Oh yes, said Jacob, in some areas.
Why, I wanted to know, ‘because there aren’t enough jobs’, he told me, ‘and there are too many young people; if they can’t find work, they steal’.
So how do they operate I pressed? Hold up a car, drive across the border into Tanzania (as happened to the vehicle of acquaintances) and flog it?
Sometimes, he said, yes. But not always.
Sometimes they hold up your car, stick you in the boot (having relieved you of cell phone and wallet) and proceed to use your vehicle as a means to get around town to several different locations quickly where they can hold up more cars, clean the drivers out and move on to the next profitable venue before the cops catch them.
Good grief, I said.
Yes, said Jacob, mournfully, ‘you can spend alot of hours in the darkness of your car boot before they decide they no longer need the services of your vehicle and abandon it’ (with you still in the boot I presume?).
It’s why I put a pillow in mine, he continued.
‘What?’ I said, bemused, ‘a pillow?’
Yes, said Jacob, ‘then when I am car jacked, at least I will be comfortable’.

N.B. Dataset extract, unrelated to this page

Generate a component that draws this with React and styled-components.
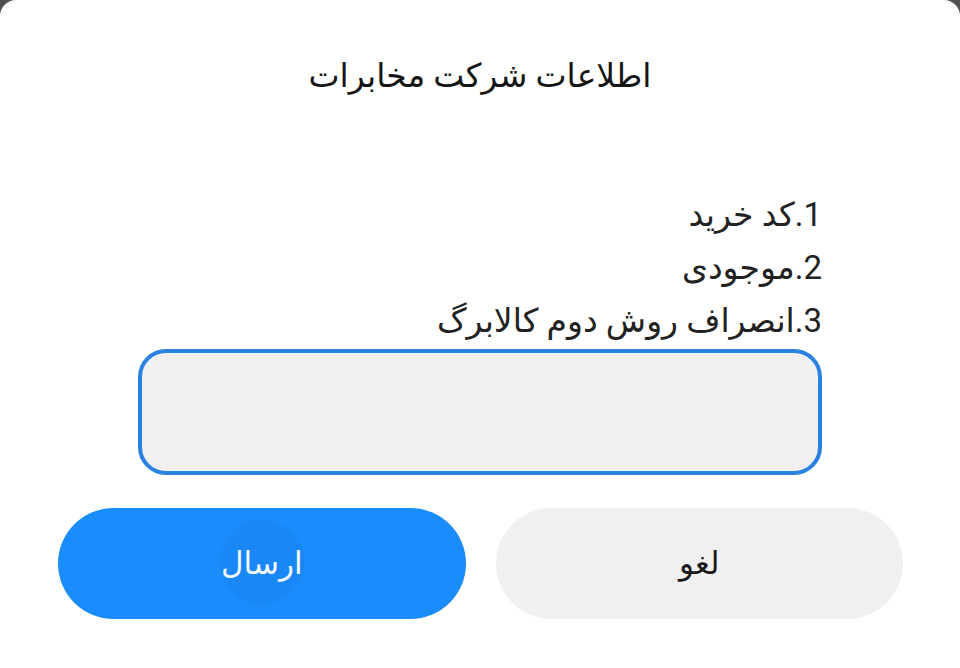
import React from "react";
import styled, { createGlobalStyle } from "styled-components";

const GlobalStyle = createGlobalStyle`
  html, body {
    margin: 0;
    padding: 0;
    background: #4f4f4f;
  }
  body {
    font-family: Roboto, "DejaVu Sans", "Noto Sans", sans-serif;
  }
`;

const Sheet = styled.div`
  width: 960px;
  height: 668px;
  background: #ffffff;
  border-radius: 16px 16px 0 0;
  display: flex;
  flex-direction: column;
  box-sizing: border-box;
  overflow: hidden;
`;

const Title = styled.h1`
  margin: 0;
  padding-top: 52px;
  text-align: center;
  font-size: 33px;
  font-weight: 400;
  line-height: 48px;
  color: #151515;
`;

const Options = styled.div`
  direction: rtl;
  margin-top: 88px;
  padding-right: 138px;
  font-size: 33px;
  line-height: 53px;
  color: #222222;
`;

const Option = styled.div`
  white-space: nowrap;
`;

const Field = styled.input`
  display: block;
  margin: 2px 138px 0;
  height: 126px;
  box-sizing: border-box;
  border: 4.5px solid #2a82e0;
  border-radius: 28px;
  background: #f0f0f0;
  outline: none;
  direction: rtl;
  font: inherit;
  font-size: 28px;
  padding: 0 24px;
`;

const Actions = styled.div`
  display: flex;
  gap: 30px;
  padding: 0 57px 0 58px;
  margin-top: 33px;
`;

const Button = styled.button`
  position: relative;
  flex: 1;
  height: 111px;
  border: none;
  border-radius: 56px;
  background: ${(p) => (p.$primary ? "#1a8cfb" : "#f0f0f0")};
  color: ${(p) => (p.$primary ? "#f4f8ff" : "#1a1a1a")};
  font-family: inherit;
  font-size: 31px;
  overflow: hidden;
  cursor: pointer;

  span {
    position: relative;
  }

  /* faint touch ripple seen on the send button */
  &::before {
    content: ${(p) => (p.$primary ? '""' : "none")};
    position: absolute;
    left: 162px;
    top: 12px;
    width: 84px;
    height: 84px;
    border-radius: 50%;
    background: rgba(0, 40, 120, 0.035);
  }
`;

const items = ["1.کد خرید", "2.موجودی", "3.انصراف روش دوم کالابرگ"];

export default function App() {
  return (
    <>
      <GlobalStyle />
      <Sheet>
        <Title>اطلاعات شرکت مخابرات</Title>
        <Options>
          {items.map((t) => (
            <Option key={t}>{t}</Option>
          ))}
        </Options>
        <Field type="text" />
        <Actions>
          <Button $primary>
            <span>ارسال</span>
          </Button>
          <Button>
            <span>لغو</span>
          </Button>
        </Actions>
      </Sheet>
    </>
  );
}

So goodwoman, my advice on car jacking would be several fold: buy a really, really old car (one that won’t fetch much at auction and looks decrepit enough not to get you – or more importantly – car jackers around town with much speed); buy a car without a boot – a station wagon (that way if you get put in the boot, at least you can see out, wave at people you know in the traffic and perhaps alert somebody to your predicament) and finally – stick a pillow in there.
Just in case.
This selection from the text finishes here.